Part C What proportion of individuals who survived were members of the crew? Construct the plot associated with the table you create.
with(titanic, table(Survived, Class)) %>% proportions(margin=1) %>% addmargins(2)
## Class
## Survived 1st 2nd 3rd Crew Sum
## No 0.08187919 0.11208054 0.35436242 0.45167785 1.00000000
## Yes 0.28551336 0.16596343 0.25035162 0.29817159 1.00000000
The proportion of passengers
who survived that were members of the crew is .298. This is a conditional probability
since we are restricting ourselves to only looking at the Survived=Yes
row. We need the rows to add to 100% so I used
proportions(margin=1)
.
ggplot(titanic, aes(Class)) +
geom_bar() +
facet_grid(Survived ~ Sex)
Part A: Amongst female passengers, which class had the most who did not survive? How many female passengers in this class did not survive?

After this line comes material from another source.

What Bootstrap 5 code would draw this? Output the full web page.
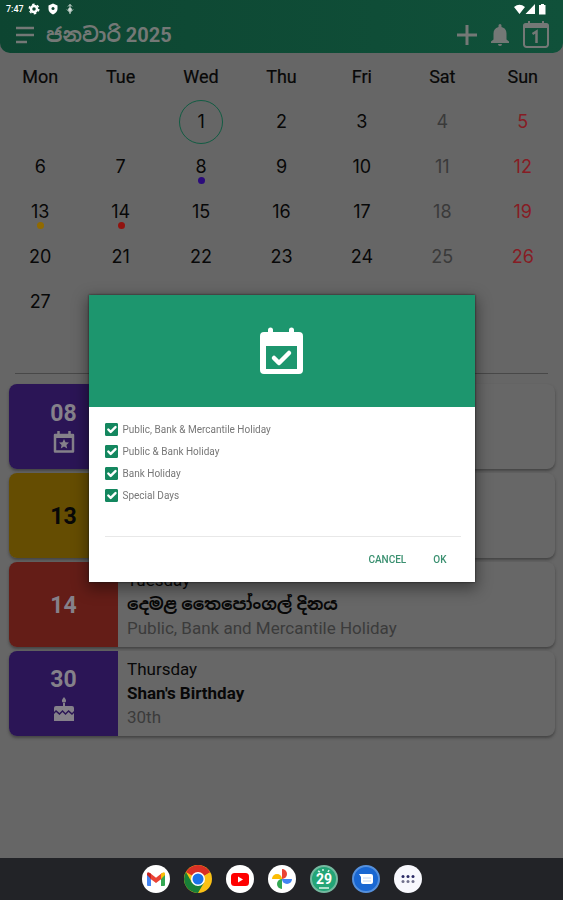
<!DOCTYPE html>
<html lang="si">
<head>
<meta charset="utf-8">
<meta name="viewport" content="width=device-width, initial-scale=1">
<title>ජනවාරි 2025</title>
<link href="https://cdn.jsdelivr.net/npm/bootstrap@5.3.0/dist/css/bootstrap.min.css" rel="stylesheet">
<style>
  body { background: #666; color: #080808; font-family: Roboto, "Noto Sans Sinhala", "Noto Sans", sans-serif; font-size: 17px; line-height: 24px; }
  svg { display: block; flex: none; }
  .app-head { background: linear-gradient(90deg, #0d4531, #10513a); border-radius: 0 0 10px 10px; color: #747876; }
  .status-row { height: 18px; padding: 0 17px 0 6px; color: #fff; font-size: 9px; line-height: 18px; }
  .title-row { height: 35px; padding: 0 14px 2px; }
  .title-row h1 { font-size: 20px; line-height: 28px; font-weight: 700; margin: 0 0 0 11px; }
  .head-actions { gap: 14px; }
  .icon-btn { border: 0; padding: 0; background: none; color: inherit; }
  .month { table-layout: fixed; width: 100%; text-align: center; margin-top: 1px; }
  .month th { font-weight: 400; font-size: 18px; -webkit-text-stroke: .2px; }
  .month th, .month td { height: 45px; padding: 0; vertical-align: middle; }
  .month td { font-family: Inter, sans-serif; font-size: 18px; }
  .month td:nth-child(6) { color: #3a3a3a; }
  .month td:nth-child(7) { color: #861c24; }
  .day-today { display: inline-block; width: 44px; height: 44px; line-height: 42px; border: 1px solid #125c43; border-radius: 50%; }
  .day-mark { position: relative; }
  .day-mark::after { content: ""; position: absolute; left: 50%; bottom: -7px; width: 7px; height: 7px; margin-left: -3px; border-radius: 50%; background: var(--tone); }
  .tone-violet { --tone: #2b1556; }
  .tone-amber { --tone: #654d02; color: #080808; }
  .tone-red { --tone: #641d17; }
  .dot-violet { --tone: #2b0b7c; } .dot-amber { --tone: #916a00; } .dot-red { --tone: #91130f; }
  .rule { border-top: 1px solid #484848; margin: 4px 15px 10px; }
  .events { padding: 0 8px 0 9px; gap: 4px; }
  .event { min-height: 85px; border-radius: 8px; background: #676767; box-shadow: 0 2px 3px #444; overflow: hidden; }
  .event-date { width: 109px; padding-top: 2px; background: var(--tone); font-size: 23px; line-height: 26px; font-weight: 700; }
  .event-date:not(.tone-amber) { color: #85818a; }
  .event-text { padding: 6px 9px; }
  .soft-text { color: #3b3b3b; }
  .taskbar { background: #222327; height: 42px; gap: 14px; }
  .scrim { padding-bottom: 24px; }
  .sheet { width: 386px; background: #fff; box-shadow: 0 5px 14px 2px rgba(0,0,0,.4), 0 0 2px #222; font-size: 10px; color: #777; }
  .sheet-head { height: 112px; background: #1d966e; }
  .choices { padding: 12px 16px 29px; }
  .choices label { line-height: 22px; }
  .choice-row { height: 22px; gap: 5px; }
  .choice-row .form-check-input { width: 13px; height: 13px; margin: 0; border-radius: 1px; background-color: #14875f; border-color: #14875f; background-size: 16px 16px; }
  .sheet-foot { margin: 0 14px 0 16px; border-top: 1px solid #e8e8e8; padding: 12px 14px 11px; gap: 27px; }
  .sheet-foot button { border: 0; padding: 0; background: none; font-weight: 500; font-size: 10px; line-height: 22px; color: #3a9070; }
</style>
<script src="https://cdn.jsdelivr.net/npm/bootstrap@5.3.0/dist/js/bootstrap.bundle.min.js"></script>
</head>
<body class="d-flex flex-column min-vh-100">
<header class="app-head">
  <div class="status-row d-flex align-items-center">
    <span class="fw-medium">7:47</span>
    <svg class="ms-1" width="12" height="12" viewBox="0 0 24 24" fill="none" stroke="#fff"><circle cx="12" cy="12" r="6" stroke-width="5"/><circle cx="12" cy="12" r="9.500" stroke-width="3" stroke-dasharray="5 4.950"/></svg>
    <svg class="ms-2" width="10" height="12" viewBox="0 0 20 24"><path fill="#fff" d="M10 1l9 4v7c0 5-4 9-9 11-5-2-9-6-9-11V5z"/><circle cx="10" cy="11" r="3" fill="#0d4531"/></svg>
    <svg class="ms-2" width="8" height="11" viewBox="0 0 16 22" fill="none" stroke="#d4ded9" stroke-width="2"><path d="M8 1v19M4 5l4-4 4 4M2 11l6 6 6-6"/><circle cx="8" cy="11" r="3" fill="#d4ded9"/></svg>
    <svg class="ms-auto" width="32" height="11" viewBox="0 0 32 11" fill="#fff"><path d="M0 3q5.500-4.500 11 0L5.500 10zM21 0v10H11.500zM26 1h1V0h3v1h1.500v9.500H25V1z"/></svg>
  </div>
  <div class="title-row d-flex align-items-center">
    <button class="icon-btn" aria-label="Menu"><svg width="21" height="18" viewBox="0 0 21 18" stroke="currentColor" stroke-width="2.500"><path d="M2 2h18M2 9h18M2 16h11"/></svg></button>
    <h1>ජනවාරි 2025</h1>
    <div class="head-actions d-flex align-items-center ms-auto">
      <button class="icon-btn" aria-label="Add"><svg width="20" height="20" viewBox="0 0 20 20" stroke="currentColor" stroke-width="3"><path d="M10 0v20M0 10h20"/></svg></button>
      <button class="icon-btn" aria-label="Alerts"><svg width="18" height="22" viewBox="0 0 18 22" fill="currentColor"><path d="M7.500 3V1.500a1.500 1.500 0 0 1 3 0V3c3.500.8 5 3.500 5 6.500v6l2.500 2V19H0v-1.500l2.500-2v-6c0-3 1.500-5.700 5-6.500zM7 20h4a2 2 0 0 1-4 0z"/></svg></button>
      <button class="icon-btn" aria-label="Today"><svg width="26" height="27" viewBox="0 0 26 27" fill="none" stroke="currentColor"><path stroke-width="2" d="M2.500 3h21a1.500 1.500 0 0 1 1.500 1.500v19a2.500 2.500 0 0 1-2.500 2.500h-19A2.500 2.500 0 0 1 1 23.500v-19A1.500 1.500 0 0 1 2.500 3z"/><path stroke-width="4" d="M1 5h24"/><path stroke-width="2" d="M6 0v4M20 0v4"/><path stroke-width="2.500" d="M9.500 13l4-2.500V22"/></svg></button>
    </div>
  </div>
</header>

<main class="flex-grow-1">
  <table class="month">
    <thead><tr><th>Mon</th><th>Tue</th><th>Wed</th><th>Thu</th><th>Fri</th><th>Sat</th><th>Sun</th></tr></thead>
    <tbody>
      <tr><td></td><td></td><td><span class="day-today">1</span></td><td>2</td><td>3</td><td>4</td><td>5</td></tr>
      <tr><td>6</td><td>7</td><td><span class="day-mark dot-violet">8</span></td><td>9</td><td>10</td><td>11</td><td>12</td></tr>
      <tr><td><span class="day-mark dot-amber">13</span></td><td><span class="day-mark dot-red">14</span></td><td>15</td><td>16</td><td>17</td><td>18</td><td>19</td></tr>
      <tr><td>20</td><td>21</td><td>22</td><td>23</td><td>24</td><td>25</td><td>26</td></tr>
      <tr><td>27</td><td></td><td></td><td></td><td></td><td></td><td></td></tr>
      <tr><td></td><td></td><td></td><td></td><td></td><td></td><td></td></tr>
    </tbody>
  </table>
  <div class="rule"></div>
  <section class="events d-flex flex-column">
    <article class="event d-flex">
      <div class="event-date tone-violet d-flex flex-column align-items-center justify-content-center">08
        <svg class="mt-1" width="22" height="23" viewBox="0 0 22 23"><path fill="none" stroke="currentColor" stroke-width="2.500" stroke-linejoin="round" d="M2 4h18v16.500H2zM5.500 0v5M16.500 0v5"/><path stroke="currentColor" stroke-width="4" d="M1 5h20"/><path fill="currentColor" d="M11 8l1.500 3.300 3.500.3-2.600 2.300.8 3.500-3.200-1.900-3.200 1.900.8-3.500L6 11.600l3.500-.3z"/></svg>
      </div>
    </article>
    <article class="event d-flex">
      <div class="event-date tone-amber d-flex align-items-center justify-content-center">13</div>
    </article>
    <article class="event d-flex">
      <div class="event-date tone-red d-flex align-items-center justify-content-center">14</div>
      <div class="event-text"><div>Tuesday</div><div class="fw-bold">දෙමළ තෛපෝංගල් දිනය</div><div class="soft-text">Public, Bank and Mercantile Holiday</div></div>
    </article>
    <article class="event d-flex">
      <div class="event-date tone-violet d-flex flex-column align-items-center justify-content-center">30
        <svg class="mt-1" width="22" height="25" viewBox="0 0 22 25" fill="currentColor"><path d="M11 0c3 3.500 2.500 5.500 0 5.500S8 3.500 11 0zM10 6h2v3h7q2 0 2 2v3l-2 2-3.500-3-3 3-3-3-3 3L3 13l-2 2v-4q0-2 2-2h7z"/><path d="M1 17l2-2 3.500 3 3-3 3 3 3-3 3.500 3 2-2v8H1z"/></svg>
      </div>
      <div class="event-text"><div>Thursday</div><div class="fw-bold">Shan's Birthday</div><div class="soft-text">30th</div></div>
    </article>
  </section>
</main>

<nav class="taskbar d-flex align-items-center justify-content-center" aria-label="Apps">
  <a href="#" aria-label="Mail"><svg width="28" height="28" viewBox="0 0 28 28"><circle cx="14" cy="14" r="14" fill="#fff"/><path fill="#4285f4" d="M5 9l4 3v9H6q-1 0-1-1z"/><path fill="#34a853" d="M23 9l-4 3v9h3q1 0 1-1z"/><path fill="#ea4335" d="M8 8l6 4.700L20 8v5.500l-6 4.500-6-4.500z"/><path fill="#c5221f" d="M5 10V9q0-3 3-1l1 1v5z"/><path fill="#fbbc04" d="M23 10V9q0-3-3-1l-1 1v5z"/></svg></a>
  <a href="#" aria-label="Browser"><svg width="28" height="28" viewBox="0 0 28 28"><circle cx="14" cy="14" r="14" fill="#fbc116"/><path fill="#d93025" d="M14 14L1.900 7a14 14 0 0 1 24.200 0z"/><path fill="#d93025" d="M14 7h12.100L14 14z"/><path fill="#188038" d="M1.900 7A14 14 0 0 0 14 28l6.100-10.500L14 14l-6.100 3.500z"/><circle cx="14" cy="14" r="7" fill="#fff"/><circle cx="14" cy="14" r="5.500" fill="#1a73e8"/></svg></a>
  <a href="#" aria-label="Videos"><svg width="28" height="28" viewBox="0 0 28 28"><circle cx="14" cy="14" r="14" fill="#fff"/><rect x="5" y="8" width="18" height="13" rx="3.500" fill="#f00"/><path fill="#fff" d="M12 11.500l5 3-5 3z"/></svg></a>
  <a href="#" aria-label="Photos"><svg width="28" height="28" viewBox="0 0 28 28"><circle cx="14" cy="14" r="14" fill="#fff"/><path fill="#ea4335" d="M14 4a5 5 0 0 1 0 10z"/><path fill="#4285f4" d="M24 14a5 5 0 0 1-10 0z"/><path fill="#34a853" d="M14 24a5 5 0 0 1 0-10z"/><path fill="#fbbc04" d="M4 14a5 5 0 0 1 10 0z"/></svg></a>
  <a href="#" aria-label="Calendar"><svg width="28" height="28" viewBox="0 0 28 28"><circle cx="14" cy="14" r="13" fill="#23a577" stroke="#75b9a0" stroke-width="2"/><path stroke="#d7f3e8" stroke-width="1.500" d="M8 6l2 1M13 4v2M19 5l-1 2M9 23h10"/><text x="14" y="19" text-anchor="middle" font-family="Roboto, sans-serif" font-weight="700" font-size="14" fill="#fff">29</text></svg></a>
  <a href="#" aria-label="Messages"><svg width="28" height="28" viewBox="0 0 28 28"><circle cx="14" cy="14" r="13" fill="#1967d2" stroke="#5590dc" stroke-width="2"/><path fill="#fff" d="M7 9h12q2 0 2 2v6q0 2-2 2h-8q-2 0-2-2v-5z"/><path stroke="#c0d5f4" d="M11 13h8M11 16h8"/></svg></a>
  <a href="#" aria-label="All apps"><svg width="28" height="28" viewBox="0 0 28 28"><circle cx="14" cy="14" r="14" fill="#f8f8fd"/><g fill="#2c2b66"><circle cx="9" cy="11.500" r="1.500"/><circle cx="14" cy="11.500" r="1.500"/><circle cx="19" cy="11.500" r="1.500"/></g><g fill="#71718c"><circle cx="9" cy="16.500" r="1.500"/><circle cx="14" cy="16.500" r="1.500"/><circle cx="19" cy="16.500" r="1.500"/></g></svg></a>
</nav>

<div class="scrim position-fixed top-0 bottom-0 start-0 end-0 d-flex align-items-center justify-content-center">
  <form class="sheet" role="dialog" aria-label="Holiday types">
    <div class="sheet-head d-flex align-items-center justify-content-center">
      <svg width="43" height="48" viewBox="0 0 43 48"><path fill="#fff" fill-rule="evenodd" d="M4 5h4V3a2.500 2.500 0 0 1 5 0v2h16V3a2.500 2.500 0 0 1 5 0v2h5q4 0 4 4v34q0 4-4 4H4q-4 0-4-4V9q0-4 4-4zm2 14v23h31V19z"/><path fill="none" stroke="#fff" stroke-width="4.500" stroke-linecap="round" stroke-linejoin="round" d="M14 31l5 5 10-10"/></svg>
    </div>
    <div class="choices">
      <div class="choice-row d-flex align-items-center"><input class="form-check-input" type="checkbox" id="c1" checked><label for="c1">Public, Bank &amp; Mercantile Holiday</label></div>
      <div class="choice-row d-flex align-items-center"><input class="form-check-input" type="checkbox" id="c2" checked><label for="c2">Public &amp; Bank Holiday</label></div>
      <div class="choice-row d-flex align-items-center"><input class="form-check-input" type="checkbox" id="c3" checked><label for="c3">Bank Holiday</label></div>
      <div class="choice-row d-flex align-items-center"><input class="form-check-input" type="checkbox" id="c4" checked><label for="c4">Special Days</label></div>
    </div>
    <div class="sheet-foot d-flex justify-content-end"><button type="button">CANCEL</button><button type="button">OK</button></div>
  </form>
</div>
</body>
</html>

3rd class. 106 female passengers in 3rd class did not survive.
Part B: Amongst male passengers, which class had the fewest people survive? How many male passengers in this class survived?
2nd class. 25 male passengers in 2nd class survived.
Part A: Where does the name ‘order statistics’ come from?
We need to order the data from smallest to largest to calculate them.
Part B: Why do we use median and IQR (instead of mean and standard deviation) for the center and spread when we have skews, outliers, or both?
Skews and outliers can change the mean and standard deviation a lot, so they are unreliable measures of center and spread when skews or outliers are present.
Part C: What is a reason one may want to use z-scores to compare variables?
If the variables use a different scale or unit, then z-scores still let us compare them when we otherwise couldn’t.
Part A: Describe the distribution of
Sepal.Length
for ‘versicolor’ iris flowers using the
histogram and output below. (You will not need all of these numbers)
iris[iris$Species=='versicolor',] %>% ggplot(aes(x=Sepal.Length)) + geom_histogram(bins = 8, color = 'black', fill = 'gray') +
ggtitle("Species = Versicolor")
iris[iris$Species=='versicolor',]$Sepal.Length %>% summary()
## Min. 1st Qu. Median Mean 3rd Qu. Max.
## 4.900 5.600 5.900 5.936 6.300 7.000
iris[iris$Species=='versicolor',]$Sepal.Length %>% sd()
## [1] 0.5161711
Sepal.Length
for
Versicolor iris flowers is roughly symmetric and unimodal, with a mean
of 5.936 and standard deviation of .516 (units unclear). There are no
outliers according to the histogram. We prefer to use mean and standard
deviation when we can. Since there is no skew or outliers, we can use
mean and median.
Part B: Describe the distribution of
Petal.Length
for ‘versicolor’ iris flowers using the
histogram and boxplot below.
iris[iris$Species=='versicolor',] %>% ggplot(aes(x=Petal.Length)) + geom_histogram(bins = 14, color = 'black', fill = 'gray')+ ggtitle("Species = Versicolor")
iris[iris$Species=='versicolor',] %>% ggplot(aes(x=Petal.Length)) + geom_boxplot() + ggtitle("Species = Versicolor")
Petal length for Versicolor iris flowers is skewed left with outliers at low values. The median is around 4.3 and IQR is about 1.6 (units unclear). Since the distribution is skewed with outliers, we want to use median and IQR for center and spread respectively.
Part C: Use the boxplot below to compare
Sepal.Length
of the various Species
to each
other in terms of center and spread. (Hint: What measures of center and
spread are easiest to see in the boxplots?)
ggplot(iris, aes(x=Sepal.Length, y=Species)) + geom_boxplot()
Virginica has the largest median at 6.5, followed by Versicolor with a median around 5.9, then Setosa has the lowest median at 5. Virginica and Versicolor have similar IQRs with are larger than the IQR for Setosa.
Part D: Is there an association between
Sepal.Length
and Species
of iris flower?
There is an association between these two variables. If you know the species of flower, you can tell roughly what values of Sepal Length that species will have. This means Species provides info to tell us about Sepal length, so they are associated.